Let us now discuss in more detail the magnetic response of DFO in the Γ4 phase, to see whether it offers additional hints on the spin structure and interplay between the Fe and Dy sublattices. Figure 4(a–f) display the magnetization hysteresis loops (MH curves) measured at several temperatures in the relevant range. DFO is demagnetized before conducting each MH measurement, in order to get a nearly vanishing initial magnetization. We find that the magnetization increases when applying a magnetic field (starting from the M ~ H ~ 0 point) until reaching a plateau for the largest (positive) applied fields during the MH process. The existence of such a plateau shows that the WFM component of the total magnetization is saturated for these relatively large fields. Note that these saturated values are also consistent with the MT curves reported in Fig. 2(e) for the FCC and FCH measurements corresponding to the application of fields up to 200 Oe.

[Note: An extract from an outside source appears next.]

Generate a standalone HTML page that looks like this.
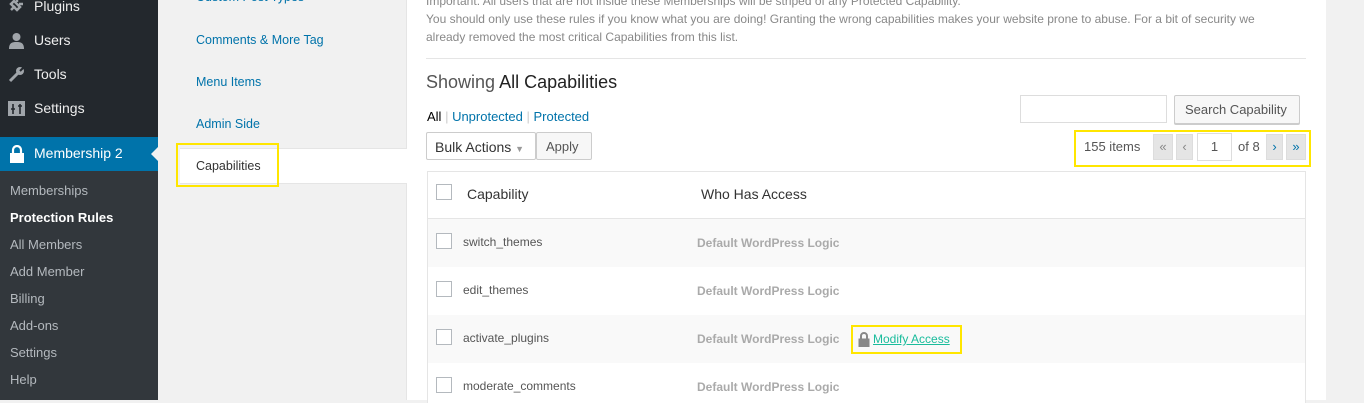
<!DOCTYPE html>
<html><head><meta charset="utf-8"><style>
*{margin:0;padding:0;box-sizing:border-box}
body{width:1364px;height:400px;overflow:hidden;background:#f1f1f1;font-family:"Liberation Sans",sans-serif;position:relative}
.a{position:absolute;white-space:nowrap}
#side{left:0;top:0;width:158px;height:400px;background:#32373c}
#top{left:0;top:0;width:158px;height:137px;background:#23282d}
.mi{color:#eee;font-size:14px;left:34px}
.ic{left:8px;width:17px;height:17px}
#m2{left:0;top:137px;width:158px;height:34px;background:#0073aa}
.sub{left:10px;color:#b4b9be;font-size:13px}
.nav{left:196px;color:#0073aa;font-size:12.5px}
#panel{left:406px;top:0;width:920px;height:400px;background:#fff;border-left:1px solid #e5e5e5}
.row{left:427px;width:879px;height:48px;border-left:1px solid #e5e5e5;border-right:1px solid #e5e5e5}
.cb{width:16px;height:16px;border:1px solid #b4b9be;background:#fff;left:436px}
.cap{left:463px;font-size:12px;color:#555}
.who{left:697px;font-size:12px;color:#aaa;font-weight:bold}
.btn{background:#f7f7f7;border:1px solid #ccc;border-radius:2px;color:#555;font-size:13px}
.pg{background:#e5e5e5;border:1px solid #ddd;color:#888;font-size:13px;text-align:center;height:26px;top:134px;line-height:24px}
</style></head><body>
<div class="a" id="side"></div>
<div class="a" id="top"></div>
<div class="a mi" style="top:-2px">Plugins</div>
<div class="a mi" style="top:32px">Users</div>
<div class="a mi" style="top:66px">Tools</div>
<div class="a mi" style="top:100px">Settings</div>
<svg class="a ic" style="top:-4px" viewBox="0 0 17 17"><path d="M3 14l4-4 M6 5l6 6 -3 3 -6-6z M9 2v4 M15 8h-4" stroke="#a0a5aa" stroke-width="2.5" fill="none"/></svg>
<svg class="a ic" style="top:32px" viewBox="0 0 17 17"><circle cx="8.5" cy="5" r="4" fill="#a0a5aa"/><path d="M1 17c0-6 3-7 7.5-7s7.5 1 7.5 7z" fill="#a0a5aa"/></svg>
<svg class="a ic" style="top:66px" viewBox="0 0 17 17"><path d="M2 15l8-8" stroke="#a0a5aa" stroke-width="3"/><circle cx="12" cy="5" r="4" fill="#a0a5aa"/><path d="M12 5l4-4" stroke="#23282d" stroke-width="2"/></svg>
<svg class="a ic" style="top:100px" viewBox="0 0 17 17"><rect x="0" y="1" width="17" height="15" fill="#a0a5aa"/><path d="M5 4v10M12 4v10M3 9h4M10 6h4" stroke="#23282d" stroke-width="1.6"/></svg>
<div class="a" id="m2"></div>
<svg class="a" style="left:9px;top:145px" width="16" height="18" viewBox="0 0 16 18"><path d="M4 8V5a4 4 0 0 1 8 0v3" stroke="#fff" stroke-width="2.2" fill="none"/><rect x="1" y="8" width="14" height="10" fill="#fff"/></svg>
<div class="a" style="left:34px;top:145px;color:#fff;font-size:14px">Membership 2</div>
<div class="a" style="left:151px;top:147px;width:0;height:0;border-top:7px solid transparent;border-bottom:7px solid transparent;border-right:7px solid #f1f1f1"></div>
<div class="a sub" style="top:183px">Memberships</div>
<div class="a sub" style="top:210px;color:#fff;font-weight:bold">Protection Rules</div>
<div class="a sub" style="top:237px">All Members</div>
<div class="a sub" style="top:264px">Add Member</div>
<div class="a sub" style="top:291px">Billing</div>
<div class="a sub" style="top:318px">Add-ons</div>
<div class="a sub" style="top:345px">Settings</div>
<div class="a sub" style="top:372px">Help</div>

<div class="a nav" style="top:-10px">Custom Post Types</div>
<div class="a nav" style="top:33px">Comments &amp; More Tag</div>
<div class="a nav" style="top:75px">Menu Items</div>
<div class="a nav" style="top:117px">Admin Side</div>
<div class="a" id="panel"></div>
<div class="a" style="left:180px;top:148px;width:227px;height:36px;background:#fff;border-top:1px solid #e5e5e5;border-bottom:1px solid #e5e5e5"></div>
<div class="a" style="left:196px;top:159px;font-size:12.5px;color:#333">Capabilities</div>
<div class="a" style="left:176px;top:143px;width:103px;height:44px;border:2px solid #ffe600"></div>

<div class="a" style="left:426px;top:-8px;font-size:12px;color:#888;line-height:18px">Important: All users that are not inside these Memberships will be striped of any Protected Capability.<br>You should only use these rules if you know what you are doing! Granting the wrong capabilities makes your website prone to abuse. For a bit of security we<br>already removed the most critical Capabilities from this list.</div>
<div class="a" style="left:426px;top:58px;width:880px;height:1px;background:#e5e5e5"></div>
<div class="a" style="left:426px;top:72px;font-size:18px;color:#555">Showing <span style="color:#222">All Capabilities</span></div>
<div class="a" style="left:427px;top:109px;font-size:13px;color:#ccc"><span style="color:#000">All</span> | <span style="color:#0073aa">Unprotected</span> | <span style="color:#0073aa">Protected</span></div>
<div class="a btn" style="left:426px;top:132px;width:110px;height:28px;background:#fff;color:#333;padding:6px 8px;font-size:14px">Bulk Actions <span style="color:#999;font-size:9px">▼</span></div>
<div class="a btn" style="left:536px;top:132px;width:56px;height:28px;padding:6px 9px">Apply</div>
<div class="a" style="left:1020px;top:95px;width:147px;height:28px;border:1px solid #ddd;background:#fff"></div>
<div class="a btn" style="left:1174px;top:95px;width:126px;height:29px;padding:6px 10px;box-shadow:0 1px 0 #ccc">Search Capability</div>
<div class="a" style="left:1074px;top:130px;width:237px;height:37px;border:2px solid #ffe600"></div>
<div class="a" style="left:1084px;top:139px;font-size:13px;color:#555">155 items</div>
<div class="a pg" style="left:1153px;width:20px">«</div>
<div class="a pg" style="left:1176px;width:17px">‹</div>
<div class="a" style="left:1197px;top:133px;width:35px;height:28px;border:1px solid #ddd;background:#fff;text-align:center;line-height:26px;font-size:13px;color:#555">1</div>
<div class="a" style="left:1238px;top:139px;font-size:13px;color:#555">of 8</div>
<div class="a pg" style="left:1266px;width:17px;color:#0073aa">›</div>
<div class="a pg" style="left:1286px;width:20px;color:#0073aa">»</div>

<div class="a row" style="top:171px;height:48px;background:#fff;border-top:1px solid #e5e5e5;border-bottom:1px solid #e5e5e5"></div>
<div class="a cb" style="top:184px"></div>
<div class="a" style="left:467px;top:186px;font-size:14px;color:#333">Capability</div>
<div class="a" style="left:701px;top:186px;font-size:14px;color:#333">Who Has Access</div>

<div class="a row" style="top:219px;background:#f9f9f9"></div>
<div class="a row" style="top:267px;background:#fff"></div>
<div class="a row" style="top:315px;background:#f9f9f9"></div>
<div class="a row" style="top:363px;background:#fff;height:40px"></div>
<div class="a cb" style="top:233px"></div><div class="a cap" style="top:235px">switch_themes</div><div class="a who" style="top:236px">Default WordPress Logic</div>
<div class="a cb" style="top:281px"></div><div class="a cap" style="top:283px">edit_themes</div><div class="a who" style="top:284px">Default WordPress Logic</div>
<div class="a cb" style="top:329px"></div><div class="a cap" style="top:331px">activate_plugins</div><div class="a who" style="top:332px">Default WordPress Logic</div>
<div class="a cb" style="top:377px"></div><div class="a cap" style="top:379px">moderate_comments</div><div class="a who" style="top:380px">Default WordPress Logic</div>
<div class="a" style="left:851px;top:325px;width:111px;height:29px;border:2px solid #ffe600"></div>
<svg class="a" style="left:858px;top:332px" width="12" height="15" viewBox="0 0 12 15"><path d="M3 7V4a3 3 0 0 1 6 0v3" stroke="#888" stroke-width="2" fill="none"/><rect x="0.5" y="6.5" width="11" height="8.5" fill="#888"/></svg>
<div class="a" style="left:873px;top:332px;font-size:12px;color:#1abc9c;text-decoration:underline">Modify Access</div>
</body></html>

In Fig. 4(g) we show the initial part of the MH curves (i.e., starting from a demagnetized sample and progressively increasing the field’s magnitude) for all studied temperatures. These results indicate that the total magnetization first increases linearly with the field, and then departs from linearity at a certain field magnitude. We can conjecture that the response in the first segment is dominated by the relatively large FFe canting, while the relatively small FDy is probably still pointing along the opposite direction. Note that, in this regime, FDy will be subject to two competing forces that both scale linearly with the applied magnetic field: on one hand we have the direct action of the applied field, which drives both FFe and FDy pointing along the field’s direction; on the other hand we have the anti-parallel coupling with FFe, which itself grows linearly with the field. As the applied field grows, FFe eventually saturates, and FDy progressively aligns parallel to the applied field (and to FFe) in the second segment of the response.
Following this picture, we quantitatively analyzed the results of Fig. 4(g), in the following way: we first draw a (purple) line fitting the data at smaller fields and then another line fitting data at higher fields (see the inset of Fig. 4(g) for the case of 52 K). The magnetization value associated with the intersection of these two lines is interpreted as being the difference between the saturated values of FFe and FDy, while the plateau of the MT curves in Fig. 4(g) corresponds to the sum of the saturated values of FFe and FDy. Thus, for instance, the inset of Fig. 4(g) shows that the saturated values of FFe and FDy at 52 K are 0.133 μB/f.u. and 0.015 μB/f.u., respectively. Such a procedure therefore allows us to extract the saturated values of FFe and FDy at all investigated temperatures, and the corresponding results are shown in Fig. 4(h). It is interesting to realize that FDy vanishes above 200 K, as consistent with the results in Figs 1k, 2c,d and 3a. Moreover, the values of FFe + FDy and FFe − FDy thus obtained are also reported in Fig. 2(a) by means of symbols; we find that the total saturated WFM values are consistent with the FCC MT curves for fields above 75 Oe, while the obtained difference of saturated moments agree well with data of the FCH MT curves for fields close to 100 Oe field. Note that the value of 100 Oe roughly corresponds to the field at which the slope of the MH curve changes (see inset in Fig. 4(g)), supporting the validity of our analysis.
Mapping of the WFM States
Let us now focus on the hysteresis characteristics of DFO in the Γ4 phase, trying to understand the origin of the various behaviors obtained. For the purpose of this discussion, it is convenient to introduce what we denote as the standard MH hysteresis loops in Fig. 4(a–f), that is, the loops one obtains by starting from the maximum positive field of 250 Oe, then continuously decreasing this field down to a negative field of −250 Oe, and finally continuously varying again this field from the aforementioned negative to positive maximum fields to complete the cycle. Interestingly, and as shown in Fig. 4, these standard loops adopt a square-like form for temperatures above 150 K. In particular, once the plateau is reached from the initial state, the MH curves never display a linear behavior again. In contrast, at temperatures below 150 K, we find that it is impossible to obtain the square-loop behavior: by application of a magnetic field we reach a plateau as in the cases above 150 K; yet, when the field decreases and eventually changes sign, at some point the material falls back (abruptly in some cases, like at 100 K in Fig. 4(b)) into a state with a linear MH characteristic, and the transition to the state with large but opposite magnetization is ultimately gradual.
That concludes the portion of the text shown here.